2017-08-02 / Front Page

Snake Fungal Disease detected in West Virginia’s snakes

A juvenile Eastern milk snake in Kanawha County with crusty scales and abrasions on its head has tested positive for the causative agent of Snake Fungal Disease.

Snake Fungal Disease can cause injury and death in some snake species, but does not appear to be dangerous to humans. This is the first contemporary occurrence of Snake Fungal Disease in West Virginia.

“This is an alarming discovery,” said Kevin Oxenrider, a wildlife biologist with the West Virginia Division of Natural Resources. “Snake Fungal Disease is not well understood, but dramatic declines in snake populations, particularly rattlesnake populations further North in the United States, have been linked to this disease. The DNR will remain vigilant and continue to monitor snake populations throughout the state to better assess the threat this disease poses.”

Snakes are an essential part of a healthy ecosystem and help control populations of rodents, birds, invertebrates and even other snakes.

The DNR asks that anyone who captures snakes, either with a snake hook, snake tongs or by hand, to disinfect their equipment appropriately after use by using bleach or other materials found to be effective at killing the fungus.
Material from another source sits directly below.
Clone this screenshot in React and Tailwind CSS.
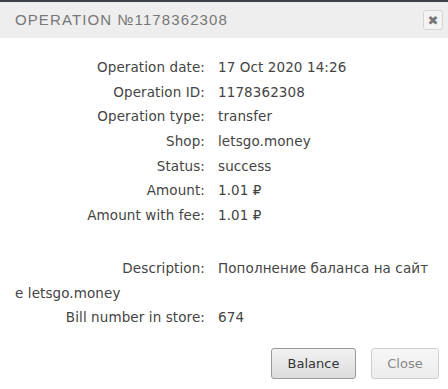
import React from 'react';

const rows = [
  ['Operation date:', '17 Oct 2020 14:26'],
  ['Operation ID:', '1178362308'],
  ['Operation type:', 'transfer'],
  ['Shop:', 'letsgo.money'],
  ['Status:', 'success'],
  ['Amount:', '1.01 ₽'],
  ['Amount with fee:', '1.01 ₽'],
];

function Row({ label, value }) {
  return (
    <div className="flex h-[24.6px] items-center">
      <div className="w-[190px] shrink-0 text-right">{label}</div>
      <div className="ml-[13px]">{value}</div>
    </div>
  );
}

export default function App() {
  return (
    <div className="w-[448px] h-[389px] bg-white border-t-2 border-[#3b4148] font-['DejaVu_Sans',sans-serif] text-[#444]">
      {/* header */}
      <div className="flex h-[36px] items-center justify-between bg-[#eeeeee] pl-[15px] pr-[5px]">
        <h1 className="font-['Liberation_Sans',sans-serif] text-[15px] tracking-[1.1px] text-[#777]">
          OPERATION №1178362308
        </h1>
        <button className="flex h-[20px] w-[20px] items-center justify-center rounded-[3px] border border-[#d5d5d5] bg-[#f3f3f3] text-[13px] font-bold leading-none text-[#777]">
          ✖
        </button>
      </div>

      {/* body */}
      <div className="px-[15px] pt-[17px] text-[13.5px] tracking-[0.1px]">
        {rows.map(([l, v]) => (
          <Row key={l} label={l} value={v} />
        ))}
        <div className="h-[29px]" />
        <Row label="Description:" value="Пополнение баланса на сайт" />
        <div className="flex h-[24px] items-center">e letsgo.money</div>
        <Row label="Bill number in store:" value="674" />
      </div>

      {/* footer */}
      <div className="mt-[19px] flex justify-end gap-[15px] pr-[9px] font-['DejaVu_Sans',sans-serif] text-[13px]">
        <button className="h-[31px] w-[85px] rounded-[3px] border border-[#999] bg-gradient-to-b from-[#f2f2f2] to-[#dcdcdc] text-[#333]">
          Balance
        </button>
        <button className="h-[31px] w-[68px] rounded-[3px] border border-[#cfcfcf] bg-gradient-to-b from-[#f7f7f7] to-[#ececec] text-[#888]">
          Close
        </button>
      </div>
    </div>
  );
}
Effective decontamination will help prevent the spread of Snake Fungal Disease and protect West Virginia’s snakes.

Anyone who observes a snake displaying the clinical signs of Snake Fungal Disease should contact Kevin Oxenrider in the DNR Romney office by calling 304-822-3551.

“Affected snakes typically display swelling, crusty scabs or open wounds on the skin,” Oxenrider said. “Clinical signs are typically seen on the head of the snake, but can occur anywhere on the body.”